If spores for any of the fungal diseases that start out infecting foliage, meaning Early Blight ( A. solani), Septoria Leaf Spot and Late Blight ( P. infestans) land on the leaves and conditions are dry they can't sporulate b'c they need moisture to do that. And that can be rain or fog or dew. I once knew how long the spores had to be in contact with moisture , possibly a few hours, but didn't check that out.

Almost everyone I know tends to see foliage infections after rain, thus the question posed by you.

It turns out that raindrops start forming in clouds around dust particles, as the nucleus, if you will, and as they fall become larger and can pick up "stuff" as they fall, such as pollen grains and more. One can find links to other fungi that explode their spores into the environment and they too can be found inside rain.

Here's a few links for you to read:

http://www.google.com/#q=dust+partic...gc.r_pw.&cad=b

http://www.ehow.com/how-does_4911272...car-dirty.html

http://physics.aps.org/story/v7/st14

From doing a general Google search I found that since I'm NOT a physicist I really couldn't understand quite a bit about the physics of the process, but at least the above links, and there are many more, that I think are very convincing as to what can be found in raindrops and by that I mean the fungal spores of several tomato diseases. probably some of the bacterial diseases as well, but I didn't do any searching about those.
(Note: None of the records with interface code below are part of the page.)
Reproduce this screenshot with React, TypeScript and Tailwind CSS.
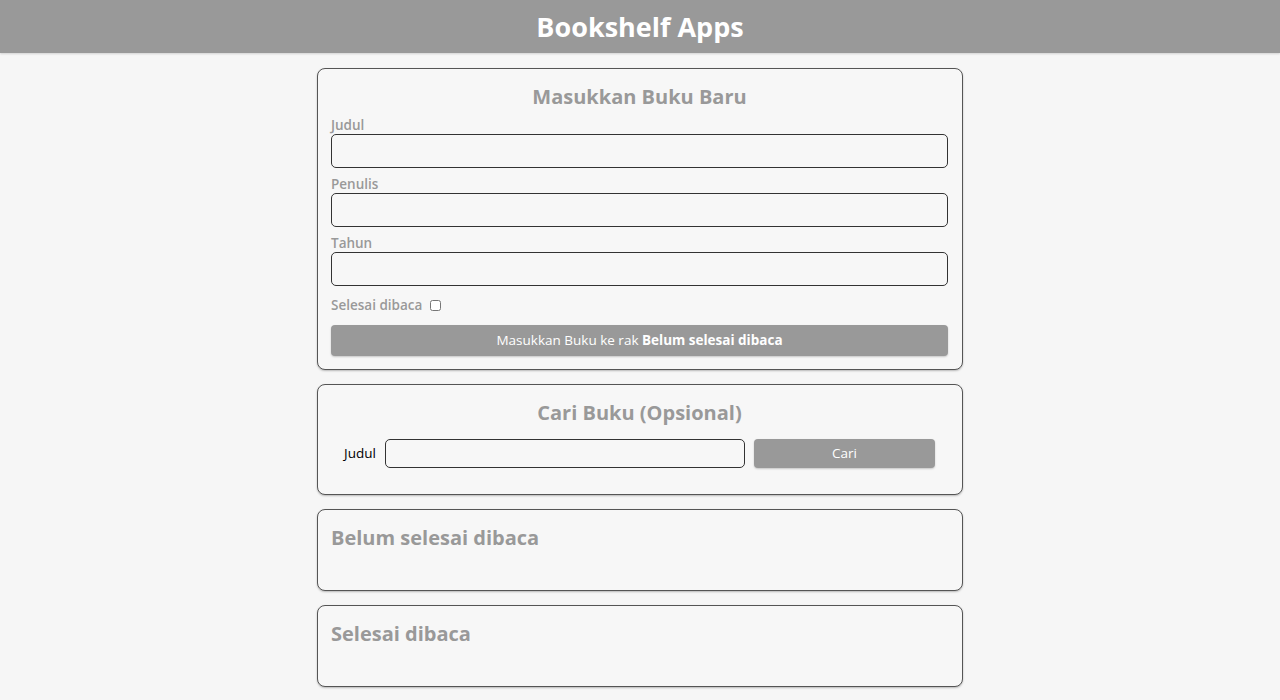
import React, { useState } from 'react';

const font = { fontFamily: '"Open Sans", "Noto Sans", sans-serif' };

const inputClass =
  'w-full h-[34px] rounded-[5px] border-[1.5px] border-[#333] bg-[#f7f7f7] px-2 text-sm outline-none';

const labelClass = 'block text-[13.5px] leading-[18px] font-semibold text-[#999]';

const cardClass =
  'rounded-lg border border-[#555] bg-[#f7f7f7] pl-[13px] pr-[14px] pt-[14px] shadow-[0_1px_2px_rgba(0,0,0,0.25)]';

const App: React.FC = () => {
  const [title, setTitle] = useState('');
  const [author, setAuthor] = useState('');
  const [year, setYear] = useState('');
  const [done, setDone] = useState(false);
  const [query, setQuery] = useState('');

  return (
    <div className="min-h-[700px] bg-[#f6f6f6] pb-4" style={font}>
      {/* Header */}
      <header className="h-[53px] bg-[#999999] flex items-center justify-center shadow-[0_1px_2px_rgba(0,0,0,0.15)]">
        <h1 className="text-[27px] font-bold text-white leading-none">Bookshelf Apps</h1>
      </header>

      <main className="w-[646px] mx-auto mt-[15px] flex flex-col gap-[14px]">
        {/* Input section */}
        <section className={`${cardClass} pb-[13px]`}>
          <h2 className="text-center text-[20px] leading-[28px] font-bold text-[#999] mb-[5px]">
            Masukkan Buku Baru
          </h2>
          <form onSubmit={(e) => e.preventDefault()}>
            <label className={labelClass}>Judul</label>
            <input className={inputClass} value={title} onChange={(e) => setTitle(e.target.value)} />

            <label className={`${labelClass} mt-[7px]`}>Penulis</label>
            <input className={inputClass} value={author} onChange={(e) => setAuthor(e.target.value)} />

            <label className={`${labelClass} mt-[7px]`}>Tahun</label>
            <input className={inputClass} value={year} onChange={(e) => setYear(e.target.value)} />

            <div className="mt-[10px] flex items-center gap-[8px] h-[18px]">
              <label className="text-[13.5px] font-semibold text-[#999]">Selesai dibaca</label>
              <input
                type="checkbox"
                checked={done}
                onChange={(e) => setDone(e.target.checked)}
                className="w-[11px] h-[11px] m-0"
              />
            </div>

            <button
              type="submit"
              className="mt-[11px] w-full h-[31px] rounded bg-[#999] text-white text-[13.5px] shadow-[0_1px_2px_rgba(0,0,0,0.2)]"
            >
              Masukkan Buku ke rak{' '}
              <span className="font-bold">{done ? 'Selesai dibaca' : 'Belum selesai dibaca'}</span>
            </button>
          </form>
        </section>

        {/* Search section */}
        <section className={`${cardClass} pb-[26px]`}>
          <h2 className="text-center text-[20px] leading-[28px] font-bold text-[#999]">Cari Buku (Opsional)</h2>
          <form onSubmit={(e) => e.preventDefault()} className="mt-[12px] px-[13px] flex items-center">
            <label className="w-[41px] shrink-0 text-[13.5px] text-black">Judul</label>
            <input
              className="w-[360px] h-[29px] rounded-[5px] border-[1.5px] border-[#333] bg-[#f7f7f7] px-2 text-sm outline-none"
              value={query}
              onChange={(e) => setQuery(e.target.value)}
            />
            <button
              type="submit"
              className="ml-[9px] flex-1 h-[29px] rounded bg-[#999] text-white text-[13.5px] shadow-[0_1px_2px_rgba(0,0,0,0.2)]"
            >
              Cari
            </button>
          </form>
        </section>

        {/* Shelves */}
        <section className={`${cardClass} pb-[38px]`}>
          <h2 className="text-[20px] leading-[28px] font-bold text-[#999]">Belum selesai dibaca</h2>
        </section>

        <section className={`${cardClass} pb-[38px]`}>
          <h2 className="text-[20px] leading-[28px] font-bold text-[#999]">Selesai dibaca</h2>
        </section>
      </main>
    </div>
  );
};

export default App;
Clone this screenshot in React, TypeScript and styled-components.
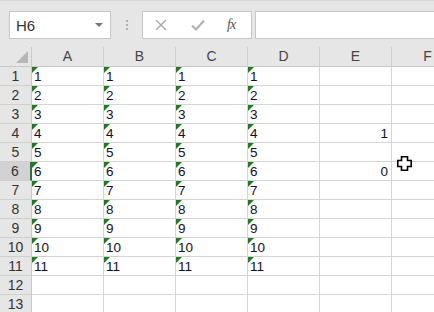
import styled, { createGlobalStyle } from "styled-components";

const GlobalStyle = createGlobalStyle`
  html, body {
    margin: 0;
    padding: 0;
    background: #ffffff;
    overflow: hidden;
  }
  body {
    font-family: "Liberation Sans", Arial, sans-serif;
  }
`;

const Sheet = styled.div`
  width: 434px;
  height: 312px;
  overflow: hidden;
  background: #ffffff;
`;

const Toolbar = styled.div`
  height: 47px;
  box-sizing: border-box;
  border-top: 1px solid #d6d6d6;
  background: #e6e6e6;
  display: flex;
  align-items: flex-start;
  padding: 10px 0 0 9px;
`;

const NameBox = styled.div`
  width: 102px;
  height: 28px;
  box-sizing: border-box;
  background: #fff;
  border: 1px solid #c6c6c6;
  display: flex;
  align-items: center;
  justify-content: space-between;
  padding: 0 7px 0 6px;
  font-size: 15px;
  color: #333;
`;

const Caret = styled.span`
  width: 0;
  height: 0;
  border-left: 4px solid transparent;
  border-right: 4px solid transparent;
  border-top: 4px solid #777;
`;

const Grip = styled.div`
  width: 31px;
  height: 28px;
  display: flex;
  flex-direction: column;
  align-items: center;
  justify-content: center;
  gap: 2px;
`;

const GripDot = styled.span`
  width: 2px;
  height: 2px;
  background: #b0b0b0;
`;

const FormulaButtons = styled.div`
  width: 110px;
  height: 28px;
  box-sizing: border-box;
  background: #fff;
  border: 1px solid #c6c6c6;
  display: flex;
  align-items: center;
  padding: 0 0 0 12px;
`;

const IconSlot = styled.span<{ $w: number }>`
  width: ${(p) => p.$w}px;
  display: flex;
  align-items: center;
  justify-content: flex-start;
`;

const Fx = styled.span`
  font-family: "Liberation Serif", "Times New Roman", serif;
  font-style: italic;
  font-size: 14px;
  color: #555;
  letter-spacing: -1px;
`;

const FormulaInput = styled.div`
  flex: 1;
  height: 28px;
  margin-left: 3px;
  box-sizing: border-box;
  background: #fff;
  border: 1px solid #c6c6c6;
  border-right: none;
`;

const Grid = styled.div`
  display: grid;
  grid-template-columns: 32px repeat(6, 72px);
  grid-template-rows: 20px;
  grid-auto-rows: 19px;
`;

const Corner = styled.div`
  background: #e6e6e6;
  border-right: 1px solid #c8c8c8;
  border-bottom: 1px solid #c8c8c8;
  box-sizing: border-box;
  position: relative;
  &::after {
    content: "";
    position: absolute;
    right: 3px;
    bottom: 3px;
    width: 0;
    height: 0;
    border-left: 12px solid transparent;
    border-bottom: 12px solid #b6b6b6;
  }
`;

const ColHead = styled.div`
  background: #e6e6e6;
  border-right: 1px solid #cfcfcf;
  border-bottom: 1px solid #c8c8c8;
  box-sizing: border-box;
  display: flex;
  align-items: flex-end;
  justify-content: center;
  padding-bottom: 2px;
  font-size: 14px;
  color: #444;
`;

const RowHead = styled.div<{ $active?: boolean }>`
  background: ${(p) => (p.$active ? "#d2d2d2" : "#e6e6e6")};
  border-bottom: 1px solid #cfcfcf;
  border-right: ${(p) => (p.$active ? "2px solid #217346" : "1px solid #c8c8c8")};
  box-sizing: border-box;
  display: flex;
  align-items: flex-end;
  justify-content: center;
  padding-bottom: 1px;
  font-size: 14px;
  color: #333;
`;

const Cell = styled.div<{ $flag?: boolean; $right?: boolean }>`
  position: relative;
  border-right: 1px solid #d4d4d4;
  border-bottom: 1px solid #d4d4d4;
  box-sizing: border-box;
  display: flex;
  align-items: flex-end;
  justify-content: ${(p) => (p.$right ? "flex-end" : "flex-start")};
  padding: 0 3px 1px 2px;
  font-size: 13.5px;
  color: #10102a;
  &::before {
    content: "";
    display: ${(p) => (p.$flag ? "block" : "none")};
    position: absolute;
    left: 0;
    top: 0;
    width: 0;
    height: 0;
    border-top: 6px solid #1e7b1e;
    border-right: 6px solid transparent;
  }
`;

const Cursor = styled.svg`
  position: absolute;
  left: 5px;
  top: -6px;
`;

const cols = ["A", "B", "C", "D", "E", "F"];
const rows = Array.from({ length: 13 }, (_, i) => i + 1);

function cellValue(r: number, c: number): { text: string; flag: boolean; right: boolean } {
  if (c < 4 && r <= 11) return { text: String(r), flag: true, right: false };
  if (c === 4 && r === 4) return { text: "1", flag: false, right: true };
  if (c === 4 && r === 6) return { text: "0", flag: false, right: true };
  return { text: "", flag: false, right: false };
}

export default function App() {
  return (
    <Sheet>
      <GlobalStyle />
      <Toolbar>
        <NameBox>
          <span>H6</span>
          <Caret />
        </NameBox>
        <Grip>
          <GripDot />
          <GripDot />
          <GripDot />
        </Grip>
        <FormulaButtons>
          <IconSlot $w={36}>
            <svg width="12" height="12" viewBox="0 0 12 12">
              <path d="M1 1 L11 11 M11 1 L1 11" stroke="#a8a8a8" strokeWidth="1.4" fill="none" />
            </svg>
          </IconSlot>
          <IconSlot $w={36}>
            <svg width="14" height="12" viewBox="0 0 14 12">
              <path d="M1 6.5 L5 10.5 L13 1.5" stroke="#b0b0b0" strokeWidth="2" fill="none" />
            </svg>
          </IconSlot>
          <IconSlot $w={20}>
            <Fx>fx</Fx>
          </IconSlot>
        </FormulaButtons>
        <FormulaInput />
      </Toolbar>
      <Grid>
        <Corner />
        {cols.map((c) => (
          <ColHead key={c}>{c}</ColHead>
        ))}
        {rows.map((r) => [
          <RowHead key={`h${r}`} $active={r === 6}>
            {r}
          </RowHead>,
          ...cols.map((c, ci) => {
            const v = cellValue(r, ci);
            return (
              <Cell key={`${c}${r}`} $flag={v.flag} $right={v.right}>
                {v.text}
                {r === 6 && ci === 5 && (
                  <Cursor width="15" height="15" viewBox="0 0 15 15">
                    <path
                      d="M4.5 0.8 H10.5 V4.5 H14.2 V10.5 H10.5 V14.2 H4.5 V10.5 H0.8 V4.5 H4.5 Z"
                      fill="#fff"
                      stroke="#000"
                      strokeWidth="1.6"
                    />
                  </Cursor>
                )}
              </Cell>
            );
          }),
        ])}
      </Grid>
    </Sheet>
  );
}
Just be glad that in FL you don't have to deal with LB as many others in certain areas of the country have to do.
You know, I don't recall my LB after a rain, but with prolonged cool damp temp. Like the ones we get mid August when we start getting ground fog and everything is wet with due in the morning. Never put that together. Thanks. Looks more and more like I either have to get my crop to mature before mid August, use blight resistant varieties, or grow them under some sort of cover. I don't think there is any chance that the box stores will stop importing seedlings from areas with infections.